The band of semi-anonymous young software engineers doing Elon Musk’s bidding in Washington are soldiers recruited into a murderous stike team that is directly and violently assaulting the federal government of the United States. They must be stopped, immediately.

I do not speak in metaphor. These men could not be doing more damage to the country even if they were soldiers of the traditional variety, kicking office doors down and shooting anyone they find, Three Days of the Condor-style. They conduct their shock violence with software rather than bullets, which might be less bloody in the short term—but which promises to be truly catastrophic for not just national security but national identity.

Their code changes, deployed directly to production before the eyes of horrified civil servants, are even now ripping through the guts of the digital infrastructure of the United States, for extralegal purposes that we can only guess at—and with ultimate consequences that we can scarcely imagine.

Even in the very best case, which assumes that these young men are such superheroic engineers that they are injecting completely ironclad-secure and bug-free code into a stupefyingly complicated legacy system in one try and with no testing, they are modifying software that distributes trillions of dollars towards ends known only to themselves and Elon Musk.

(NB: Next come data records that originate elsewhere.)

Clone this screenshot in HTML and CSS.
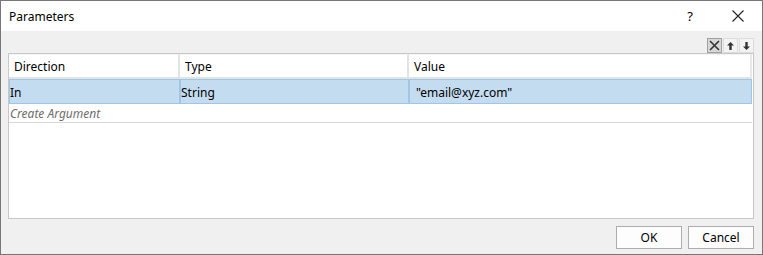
FILE: index.html
```html
<!DOCTYPE html>
<html lang="en">
<head>
    <meta charset="UTF-8">
    <title>Parameters</title>
    <link rel="stylesheet" href="styles.css">
</head>
<body>
    <div class="dialog">
        <div class="title-bar">
            <span class="title">Parameters</span>
            <span class="help">?</span>
            <span class="close">
                <svg width="12" height="12" viewBox="0 0 12 12"><path d="M0.5 0.5 L11.5 11.5 M11.5 0.5 L0.5 11.5" stroke="#222" stroke-width="1.1" fill="none"/></svg>
            </span>
        </div>
        <div class="content">
            <div class="toolbar">
                <span class="tool-btn active">
                    <svg width="11" height="11" viewBox="0 0 11 11"><path d="M1 1 L10 10 M10 1 L1 10" stroke="#333" stroke-width="1.6" fill="none"/></svg>
                </span>
                <span class="tool-btn">
                    <svg width="9" height="10" viewBox="0 0 9 10"><path d="M4.5 1 L1 4.5 H3.3 V9 H5.7 V4.5 H8 Z" fill="#333"/></svg>
                </span>
                <span class="tool-btn">
                    <svg width="9" height="10" viewBox="0 0 9 10"><path d="M4.5 9 L1 5.5 H3.3 V1 H5.7 V5.5 H8 Z" fill="#333"/></svg>
                </span>
            </div>
            <div class="grid">
                <table class="args">
                    <thead>
                        <tr>
                            <th class="col-dir">Direction</th>
                            <th class="col-type">Type</th>
                            <th class="col-val">Value</th>
                        </tr>
                    </thead>
                    <tbody>
                        <tr class="selected">
                            <td>In</td>
                            <td>String</td>
                            <td class="val">"email@xyz.com"</td>
                        </tr>
                        <tr class="create">
                            <td colspan="3">Create Argument</td>
                        </tr>
                    </tbody>
                </table>
            </div>
            <div class="buttons">
                <button class="btn">OK</button>
                <button class="btn">Cancel</button>
            </div>
        </div>
    </div>
</body>
</html>
```

FILE: styles.css
```css
html, body {
    margin: 0;
    padding: 0;
}

body {
    font-family: "Noto Sans", "Open Sans", sans-serif;
    font-size: 12px;
    color: #000;
    background: #fff;
}

.dialog {
    width: 763px;
    height: 255px;
    box-sizing: border-box;
    border: 1px solid #777;
    display: flex;
    flex-direction: column;
}

.title-bar {
    height: 30px;
    background: #fff;
    display: flex;
    align-items: center;
    padding-left: 8px;
}

.title {
    flex: 1;
    font-size: 12px;
}

.help {
    width: 46px;
    text-align: center;
    font-size: 13px;
    margin-right: 2px;
}

.close {
    width: 46px;
    height: 30px;
    display: flex;
    align-items: center;
    justify-content: center;
    margin-right: 1px;
}

.content {
    flex: 1;
    background: #f0f0f0;
    padding: 0 8px 0 7px;
    display: flex;
    flex-direction: column;
}

.toolbar {
    height: 22px;
    display: flex;
    justify-content: flex-end;
    align-items: flex-end;
    gap: 1px;
    padding-right: 0;
}

.tool-btn {
    width: 15px;
    height: 15px;
    box-sizing: border-box;
    border: 1px solid #dcdcdc;
    display: flex;
    align-items: center;
    justify-content: center;
    background: #f3f3f3;
}

.tool-btn.active {
    background: #d8d8d8;
    border-color: #a0a0a0;
}

.grid {
    height: 166px;
    box-sizing: border-box;
    border: 1px solid #c8c8c8;
    background: #fff;
}

.args {
    width: 743px;
    border-collapse: separate;
    border-spacing: 0;
    table-layout: fixed;
}

.args th {
    height: 21px;
    text-align: left;
    font-weight: normal;
    padding: 1px 0 0 5px;
    border-top: 1px solid #f4f4f4;
    border-right: 2px solid #e3e3e3;
    border-bottom: 2px solid #e3e3e3;
    background: #fff;
}

.args th.col-val {
    border-right-color: #e8e8e8;
}

.col-dir {
    width: 164px;
}

.col-type {
    width: 222px;
}

.selected td {
    height: 22px;
    background: #c4dcf0;
    border: 1px solid #9fc6e8;
    padding: 1px 0 0 0;
}

.selected td.val {
    padding-left: 6px;
}

.create td {
    height: 15px;
    font-style: italic;
    color: #6d6d6d;
    padding: 1px 0 0 1px;
    border-bottom: 1px solid #d8d8d8;
}

.buttons {
    flex: 1;
    display: flex;
    justify-content: flex-end;
    align-items: center;
    gap: 6px;
    padding-top: 2px;
}

.btn {
    width: 66px;
    height: 23px;
    font-family: "Noto Sans", "Open Sans", sans-serif;
    font-size: 12px;
    background: #fdfdfd;
    border: 1px solid #adadad;
    padding: 0;
    color: #000;
}
```
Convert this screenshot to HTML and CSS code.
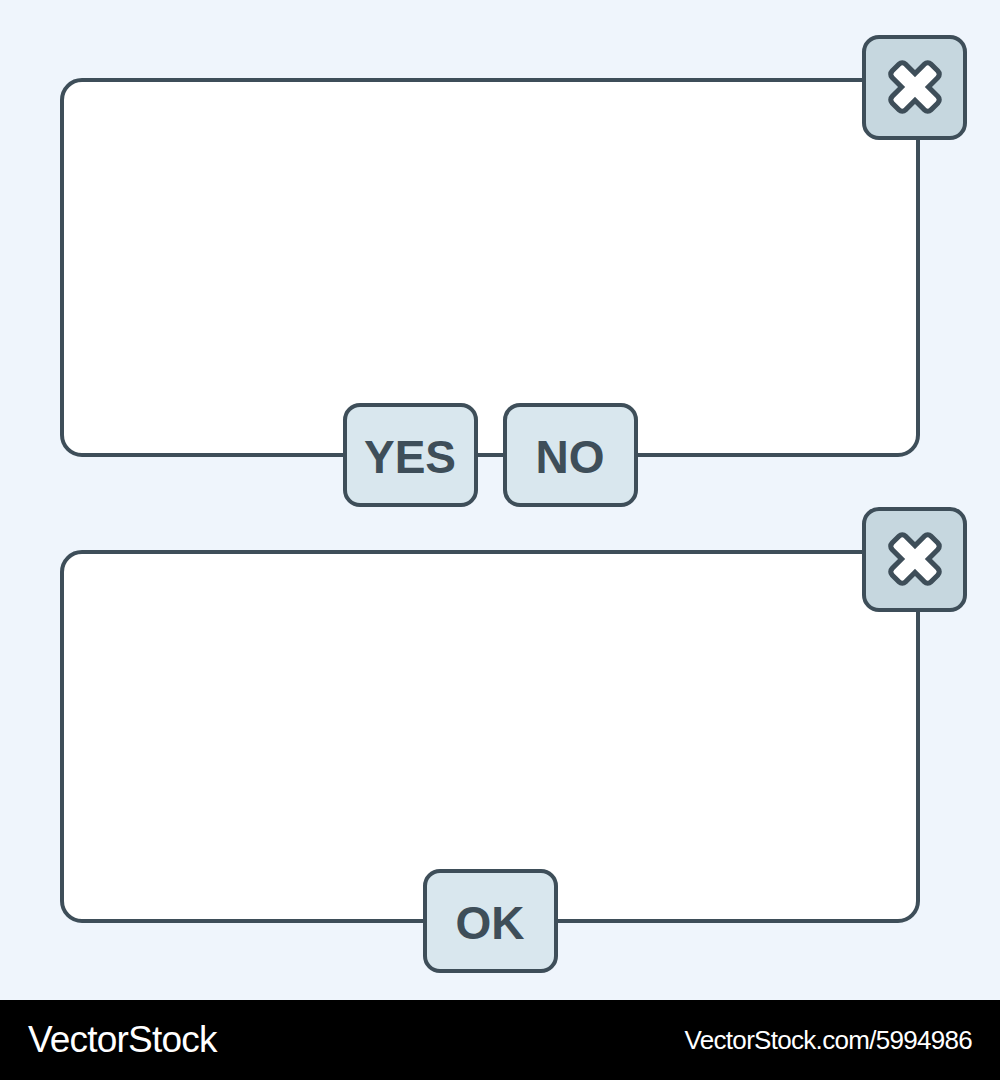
FILE: index.html
```html
<!DOCTYPE html>
<html lang="en">
<head>
  <meta charset="UTF-8" />
  <meta name="viewport" content="width=device-width, initial-scale=1.0"/>
  <title>Dialog boxes</title>
  <link rel="stylesheet" href="styles.css">
</head>
<body>
  <main class="stage">
    <!-- Confirm dialog -->
    <div class="dialog dialog-confirm">
      <button class="close-btn" aria-label="Close">
        <svg viewBox="-32 -32 64 64" width="64" height="64">
          <g transform="rotate(45)">
            <rect class="x-edge" x="-30" y="-12" width="60" height="24" rx="7"/>
            <rect class="x-edge" x="-12" y="-30" width="24" height="60" rx="7"/>
            <rect class="x-fill" x="-25" y="-7" width="50" height="14" rx="2.5"/>
            <rect class="x-fill" x="-7" y="-25" width="14" height="50" rx="2.5"/>
          </g>
        </svg>
      </button>
      <div class="dialog-actions">
        <button class="dialog-btn">YES</button>
        <button class="dialog-btn">NO</button>
      </div>
    </div>

    <!-- Alert dialog -->
    <div class="dialog dialog-alert">
      <button class="close-btn" aria-label="Close">
        <svg viewBox="-32 -32 64 64" width="64" height="64">
          <g transform="rotate(45)">
            <rect class="x-edge" x="-30" y="-12" width="60" height="24" rx="7"/>
            <rect class="x-edge" x="-12" y="-30" width="24" height="60" rx="7"/>
            <rect class="x-fill" x="-25" y="-7" width="50" height="14" rx="2.5"/>
            <rect class="x-fill" x="-7" y="-25" width="14" height="50" rx="2.5"/>
          </g>
        </svg>
      </button>
      <div class="dialog-actions">
        <button class="dialog-btn">OK</button>
      </div>
    </div>
  </main>

  <footer class="footer">
    <span class="footer-brand">VectorStock</span>
    <span class="footer-id">VectorStock.com/5994986</span>
  </footer>
</body>
</html>
```

FILE: styles.css
```css
* {
  margin: 0; padding: 0; box-sizing: border-box; font-family: 'Liberation Sans', Arial, sans-serif;
}

body {
  background: #eff5fc;
  width: 1000px;
}

.stage {
  height: 1000px;
  padding: 78px 80px 0 60px;
  display: flex;
  flex-direction: column;
  gap: 93px;
}

.dialog {
  position: relative;
  width: 860px;
  background: #fff;
  border: 4px solid #3e4e59;
  border-radius: 22px;
}

.dialog-confirm {
  height: 379px;
}

.dialog-alert {
  height: 373px;
}

.close-btn {
  position: absolute;
  top: -47px;
  right: -51px;
  width: 105px;
  height: 105px;
  background: #c6d7df;
  border: 4px solid #3e4e59;
  border-radius: 17px;
  display: flex;
  align-items: center;
  justify-content: center;
  cursor: pointer;
}

.close-btn svg {
  display: block;
  margin-top: -2px;
}

.x-edge {
  fill: #3e4e59;
}

.x-fill {
  fill: #fff;
}

.dialog-actions {
  position: absolute;
  left: 0;
  right: 0;
  bottom: -54px;
  display: flex;
  justify-content: center;
  gap: 25px;
}

.dialog-btn {
  width: 135px;
  height: 104px;
  padding-top: 3px;
  background: #d9e7ee;
  border: 4px solid #3e4e59;
  border-radius: 17px;
  color: #3e4e59;
  font-size: 46px;
  font-weight: bold;
  cursor: pointer;
}

.footer {
  height: 80px;
  background: #000;
  color: #fff;
  display: flex;
  justify-content: space-between;
  align-items: center;
  padding: 0 28px;
}

.footer-brand {
  font-size: 37px;
  letter-spacing: -0.8px;
}

.footer-id {
  font-size: 26px;
  letter-spacing: -0.7px;
}
```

Because that level of engineering perfection does not exist outside of the movies, the real situation is almost certainly much, much worse than that. We can surely expect sloppy security holes that subsequent malefactors can take advantage of. Or, perhaps, the whole system might simply break, resulting in the national cash-flow going in directions nobody intended, perhaps following the president’s lead with reservoir management and dumping itself straight into the ground.

I call upon American lawmakers and law enforcers to stop these men immediately, applying the same level of urgency they would to any other band of violent insurgents hewing their way through the national capital.

Bombed buildings” by Hugo Sundström is licensed under CC BY 4.0 .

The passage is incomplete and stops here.